A: When the company negotiates these deals with airlines it looks at the total annual requirement of the group. It agrees fares that will be available throughout the period which represent significant discounts and other benefits. There will be occasions when lower fares will be possible but availability will be strictly limited and restrictions will apply. By going outside the programme and taking these one off individual discounts it will weaken the company’s ability to get greater benefits for all over a longer period resulting in higher cost. The overall benefit to the company of a negotiated deal is far higher than the occasional individual saving
Q: I went to an overseas conference and found other delegates who travelled on the same plane but paid less for their ticket than me. What’s going on!
A: The likelihood in today’s market of any person on a plane paying the same as another is very small unless they were booked together at the same time or booked on a fixed price.
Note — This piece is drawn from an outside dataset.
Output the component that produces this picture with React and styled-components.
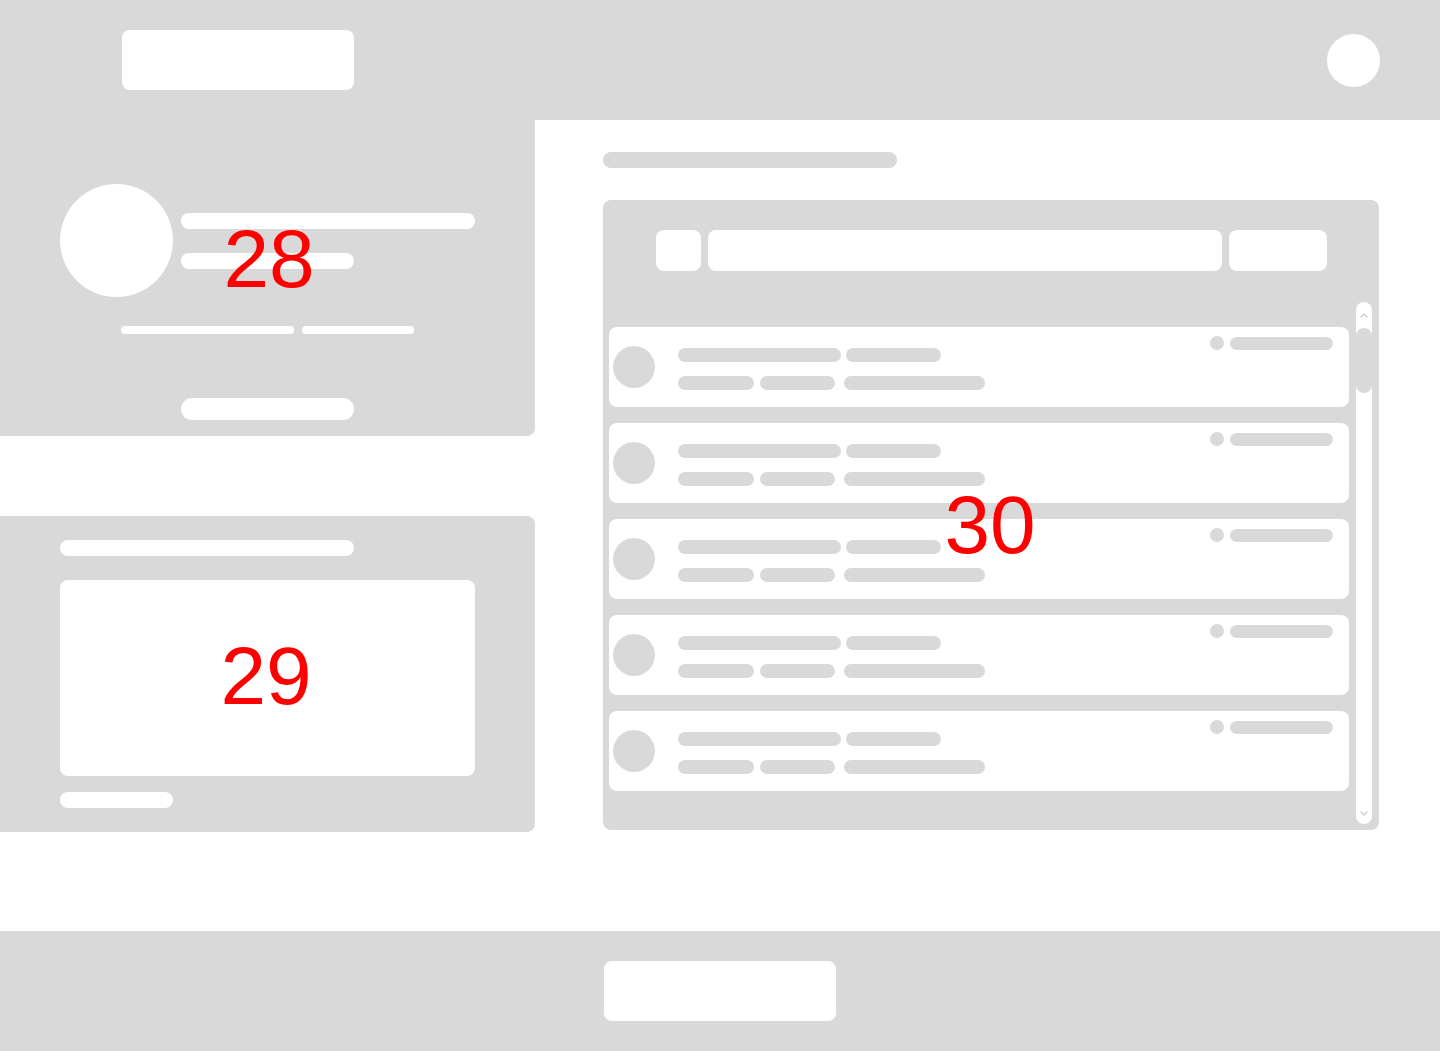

Airlines shift their prices constantly linked to time before travel, numbers booked and historic data. For example there is no such thing as a standard price on a low cost airline. That is why it is best to book early when fares are historically cheaper.

Q: Why should I pay fees to agent X? I could do it myself much cheaper.
A: The fee to Agent X is not just for making your booking but for a vast range of services provided by them to you and the company. These include back up, management information, billing, account management and a raft of others. All this is lost to you and the company if you book outside the programme to everyone’s detriment.

These roughly drawn up examples hopefully illustrate the need to communicate with
travellers to explain that the company is not totally mad and has valid reasons for
requiring their compliance. I bet that if you asked your travellers these questions they
would not give the same answers! After all, how can you expect people to do what
you ask when you don’t explain why? Surely a better way than introducing a mandate
and trying to enforce it on an incredulous traveller.